▶ **Work to complete**
Wherever the word "index" appears in the entries, copy the whole line.

▶ **Dataset records**

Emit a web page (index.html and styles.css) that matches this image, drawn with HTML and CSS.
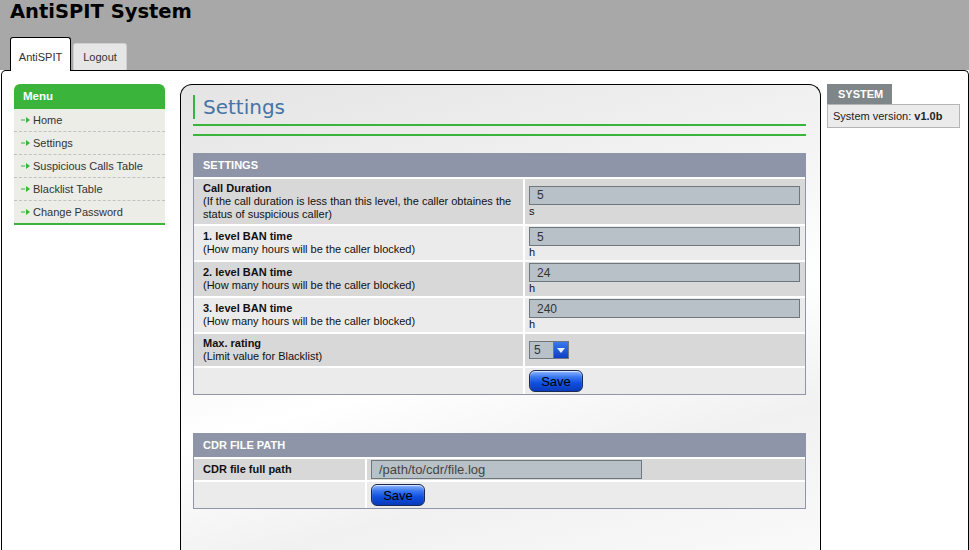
FILE: index.html
```html
<!DOCTYPE html>
<html lang="en">
<head>
    <meta charset="UTF-8">
    <title>AntiSPIT System - Settings</title>
    <link rel="stylesheet" href="styles.css">
</head>
<body>

    <div class="top">
        <h1>AntiSPIT System</h1>
        <div class="tabs">
            <a class="tab active" href="#">AntiSPIT</a>
            <a class="tab" href="#">Logout</a>
        </div>
    </div>

    <div class="page">

        <!-- left menu -->
        <div class="sidebar">
            <div class="menuHead">Menu</div>
            <ul class="menu">
                <li><span class="arrow"><svg width="9" height="6" viewBox="0 0 9 6"><path d="M0 3h4" stroke="#3bb43c" stroke-width="1"/><path d="M5 0l4 3-4 3z" fill="#3bb43c"/></svg></span>Home</li>
                <li><span class="arrow"><svg width="9" height="6" viewBox="0 0 9 6"><path d="M0 3h4" stroke="#3bb43c" stroke-width="1"/><path d="M5 0l4 3-4 3z" fill="#3bb43c"/></svg></span>Settings</li>
                <li><span class="arrow"><svg width="9" height="6" viewBox="0 0 9 6"><path d="M0 3h4" stroke="#3bb43c" stroke-width="1"/><path d="M5 0l4 3-4 3z" fill="#3bb43c"/></svg></span>Suspicious Calls Table</li>
                <li><span class="arrow"><svg width="9" height="6" viewBox="0 0 9 6"><path d="M0 3h4" stroke="#3bb43c" stroke-width="1"/><path d="M5 0l4 3-4 3z" fill="#3bb43c"/></svg></span>Blacklist Table</li>
                <li><span class="arrow"><svg width="9" height="6" viewBox="0 0 9 6"><path d="M0 3h4" stroke="#3bb43c" stroke-width="1"/><path d="M5 0l4 3-4 3z" fill="#3bb43c"/></svg></span>Change Password</li>
            </ul>
        </div>

        <!-- main panel -->
        <div class="main">
            <div class="title">Settings</div>
            <div class="rule"></div>
            <div class="rule second"></div>

            <table class="form settings">
                <tr><th colspan="2">SETTINGS</th></tr>
                <tr class="dark">
                    <td class="label"><b>Call Duration</b><br>(If the call duration is less than this level, the caller obtaines the status of suspicious caller)</td>
                    <td class="val"><input class="field" type="text" value="5"><br>s</td>
                </tr>
                <tr class="light">
                    <td class="label"><b>1. level BAN time</b><br>(How many hours will be the caller blocked)</td>
                    <td class="val"><input class="field" type="text" value="5"><br>h</td>
                </tr>
                <tr class="dark">
                    <td class="label"><b>2. level BAN time</b><br>(How many hours will be the caller blocked)</td>
                    <td class="val"><input class="field" type="text" value="24"><br>h</td>
                </tr>
                <tr class="light">
                    <td class="label"><b>3. level BAN time</b><br>(How many hours will be the caller blocked)</td>
                    <td class="val"><input class="field" type="text" value="240"><br>h</td>
                </tr>
                <tr class="dark">
                    <td class="label"><b>Max. rating</b><br>(Limit value for Blacklist)</td>
                    <td class="val">
                        <span class="select">
                            <select>
                                <option>5</option>
                            </select>
                            <span class="drop"><svg width="8" height="5" viewBox="0 0 8 5"><path d="M0 0h8l-4 5z" fill="#e8eefc"/></svg></span>
                        </span>
                    </td>
                </tr>
                <tr class="light">
                    <td class="label"></td>
                    <td class="val btnCell"><button>Save</button></td>
                </tr>
            </table>

            <table class="form cdr">
                <tr><th colspan="2">CDR FILE PATH</th></tr>
                <tr class="dark">
                    <td class="label"><b>CDR file full path</b></td>
                    <td class="val"><input class="field path" type="text" value="/path/to/cdr/file.log"></td>
                </tr>
                <tr class="light">
                    <td class="label"></td>
                    <td class="val btnCell"><button>Save</button></td>
                </tr>
            </table>
        </div>

        <!-- right box -->
        <div class="system">
            <div class="systemHead">SYSTEM</div>
            <div class="systemBody">System version: <b>v1.0b</b></div>
        </div>

    </div>

</body>
</html>
```

FILE: styles.css
```css
body {
    margin: 0;
    background-color: white;
    font-family: "Liberation Sans", Arial, sans-serif;
    font-size: 11px;
    color: #111;
}
.top {
    background-color: #a8a8a8;
    height: 70px;
    display: flex;
    flex-direction: column;
    justify-content: space-between;
}
h1 {
    margin: 0;
    padding: 0 0 0 10px;
    font-family: "DejaVu Sans", Verdana, sans-serif;
    font-size: 19.5px;
    line-height: 23px;
    color: #000;
}
.tabs {
    display: flex;
    align-items: flex-end;
    padding-left: 10px;
    gap: 2px;
}
.tab {
    display: block;
    text-decoration: none;
    color: #333;
    background-color: #e6e6e6;
    border: 1px solid #cfcfcf;
    border-bottom: none;
    border-radius: 3px 3px 0 0;
    width: 52px;
    height: 26px;
    line-height: 27px;
    text-align: center;
}
.tab.active {
    background-color: white;
    border-color: black;
    width: 59px;
    height: 33px;
    line-height: 38px;
    margin-bottom: -1px;
    position: relative;
    z-index: 2;
}
.page {
    margin-left: 1px;
    border: 1px solid black;
    border-bottom: none;
    border-radius: 5px 5px 0 0;
    display: flex;
    align-items: flex-start;
    padding-top: 13px;
    min-height: 480px;
}
.sidebar {
    width: 151px;
    margin-left: 12px;
}
.menuHead {
    background-color: #3bb43c;
    color: white;
    font-weight: bold;
    font-size: 11.5px;
    height: 25px;
    line-height: 25px;
    padding-left: 9px;
    border-radius: 6px 6px 0 0;
}
.menu {
    list-style: none;
    margin: 0;
    padding: 0;
    background-color: #ebede6;
    border-bottom: 2px solid #3bb43c;
}
.menu li {
    height: 22px;
    line-height: 22px;
    padding-left: 7px;
    color: #333;
    border-bottom: 1px dashed #c2c2c2;
    display: flex;
    align-items: center;
}
.menu li:last-child {
    border-bottom: none;
}
.arrow {
    display: flex;
    margin-right: 3px;
}
.main {
    width: 641px;
    margin-left: 15px;
    border: 1px solid black;
    border-bottom: none;
    border-radius: 12px 12px 0 0;
    padding: 0 14px 60px 12px;
    box-sizing: border-box;
    background: linear-gradient(165deg, #e4e4e4 0%, #f4f4f4 35%, #ffffff 55%, #f1f1f1 75%, #fbfbfb 100%);
}
.title {
    margin-top: 10px;
    height: 24px;
    border-left: 2px solid #3bb43c;
    padding-left: 8px;
    font-family: "DejaVu Sans", Verdana, sans-serif;
    font-size: 20px;
    line-height: 24px;
    color: #4574a6;
}
.rule {
    height: 2px;
    background-color: #3bb43c;
    margin-top: 5px;
}
.rule.second {
    margin-top: 8px;
}
.form {
    width: 100%;
    border-collapse: separate;
    border-spacing: 0;
    border: 1px solid #8f95a8;
    border-top: none;
}
.settings {
    margin-top: 17px;
}
.cdr {
    margin-top: 38px;
}
.form th {
    background-color: #8f95a8;
    color: white;
    text-align: left;
    height: 24px;
    padding: 0 0 0 9px;
    font-weight: bold;
}
.form td {
    border-top: 2px solid white;
    vertical-align: middle;
    line-height: 13px;
}
.form td.label {
    padding: 3px 9px;
}
.settings td.label {
    width: 311px;
}
.cdr td.label {
    width: 153px;
}
.form td.val {
    border-left: 2px solid white;
    padding: 1px 4px;
}
.dark td {
    background-color: #d8d8d8;
}
.light td {
    background-color: #ebebeb;
}
.field {
    width: 271px;
    height: 19px;
    box-sizing: border-box;
    margin: 0;
    border: 1px solid #6e777d;
    background-color: #b9c1c8;
    padding: 0 0 0 7px;
    font-family: "Liberation Sans", Arial, sans-serif;
    font-size: 12px;
    color: #333;
}
.field.path {
    font-size: 13px;
    color: #444;
}
.select {
    display: inline-flex;
    border: 1px solid #6e777d;
    height: 18px;
    box-sizing: border-box;
    vertical-align: middle;
    margin: 3px 0;
}
.select select {
    appearance: none;
    -webkit-appearance: none;
    border: none;
    margin: 0;
    width: 23px;
    height: 16px;
    padding: 0 0 0 4px;
    background-color: #b9c1c8;
    font-family: "Liberation Sans", Arial, sans-serif;
    font-size: 12px;
    color: #333;
}
.drop {
    width: 14px;
    height: 16px;
    background: linear-gradient(#3a78f0, #0d3fc4);
    border-left: 1px solid #6e777d;
    display: flex;
    align-items: center;
    justify-content: center;
}
.btnCell {
    height: 24px;
}
button {
    width: 54px;
    height: 22px;
    margin: 0;
    padding: 0;
    border: 1px solid #1a2a55;
    border-radius: 6px;
    background: linear-gradient(#8fb5ff 0%, #3a78f0 30%, #0f4fe0 60%, #0a3ab8 100%);
    box-shadow: inset 0 1px 1px rgba(255, 255, 255, 0.7);
    font-family: "Liberation Sans", Arial, sans-serif;
    font-size: 13px;
    color: black;
}
.system {
    margin-left: 6px;
    width: 133px;
}
.systemHead {
    display: inline-block;
    background-color: #7e8689;
    color: white;
    font-weight: bold;
    width: 65px;
    height: 20px;
    line-height: 21px;
    padding-left: 11px;
    box-sizing: border-box;
}
.systemBody {
    background-color: #ebebeb;
    border: 1px solid #b5b5b5;
    height: 24px;
    line-height: 22px;
    padding-left: 5px;
    box-sizing: border-box;
    color: #222;
}
```
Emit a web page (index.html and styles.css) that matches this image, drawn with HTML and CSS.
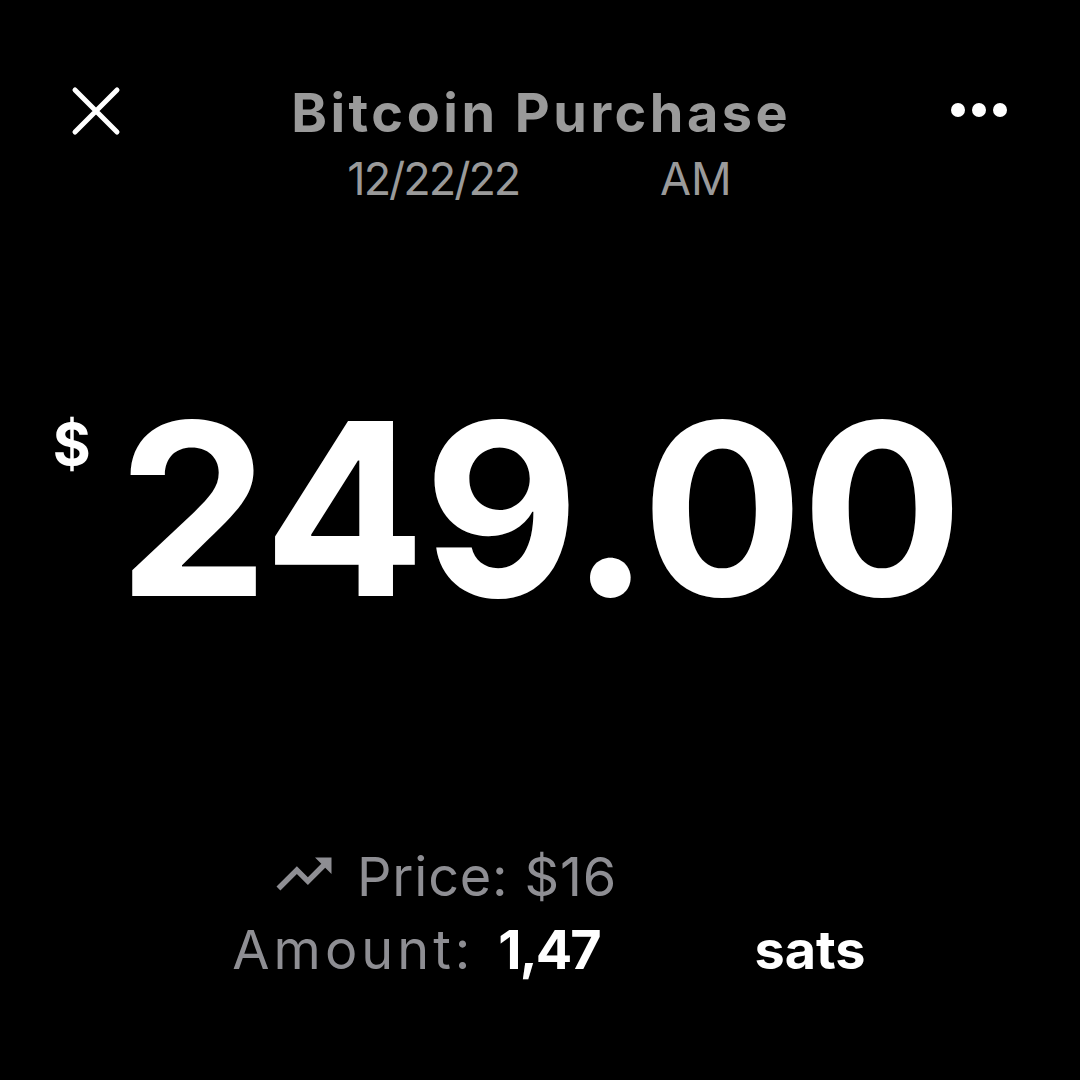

▶ **Answer in full**
Emit a web page (index.html and styles.css) that matches this image, drawn with HTML and CSS.
FILE: index.html
    z-index: 2;
Emit a web page (index.html and styles.css) that matches this image, drawn with HTML and CSS.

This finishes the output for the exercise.